Most of Europe still clings to the Pilger view. As last week’s poll for the German Marshall Fund demonstrated, Europeans are more likely to regard Islamist terrorism as something that the United States invited by such actions as the war on Iraq and less likely to approve of independent and preemptive retaliatory force unless the U.N. OKs it. (Interestingly, the views of most Europeans closely mirrored those of Democrats in the United States.) But this balance of opinion is likely to change as events like Beslan continue to occur. We are at the start of a long war against revolutionary Islamist terrorism — a war akin to those against the French Revolution and against Nazism.
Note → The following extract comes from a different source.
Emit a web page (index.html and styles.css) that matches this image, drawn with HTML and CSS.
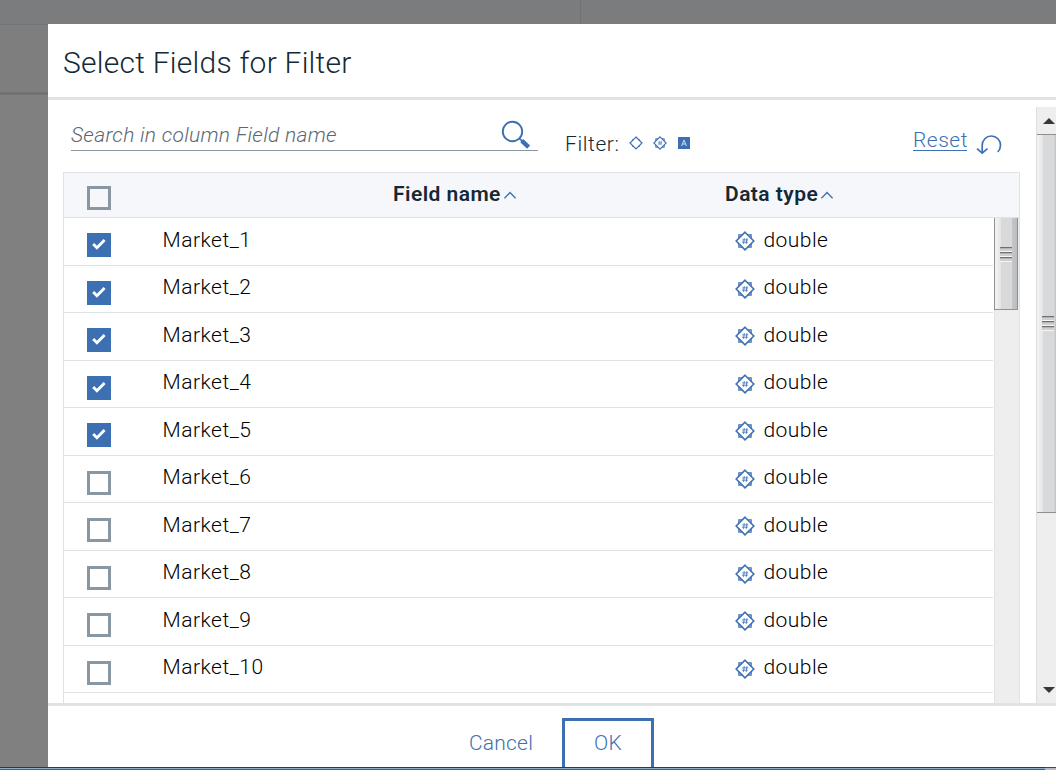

At the start of all such wars those who advocate strong forceful resistance to the revolutionaries — men such as Burke and Churchill — are seen as extreme, unreasonable and too violent in their proposed solutions. Most politicians believe that the revolution can be appeased or that the revolutionaries can be directed to other nations and their own spared. But the Burkes and Churchills gradually convert others to their point of view when it becomes clear that the aims of the revolutionaries are essentially limitless, that they can be diverted only temporarily, and that nations under attack must therefore hang together or hang separately. Americans learned this lesson early because Sept. 11 was plainly directed at them. Europeans will learn it in the future as it becomes clear that Sept. 11 was the first installment of an attack on the entire West.

I expect that O’Sullivan is largely correct. While it is true that Osama bin Laden and others are partially motivated by American foreign policy, the conflict is more fundamental than that. Because U.S. foreign policy is shaped by U.S. national interests and our worldview–which are generally in diametric opposition to those of the Islamists–changing our foreign policy in such a way as to accomodate the terrorists would be to fundamentally change who we are. That’s too high a price to pay, even though the alternative is a war that will cost thousands, perhaps tens of thousands, of American lives. The Europeans are going to have to learn the hard way, as did we, that those are their options as well. Once they do, I suspect they’ll make the same calculation.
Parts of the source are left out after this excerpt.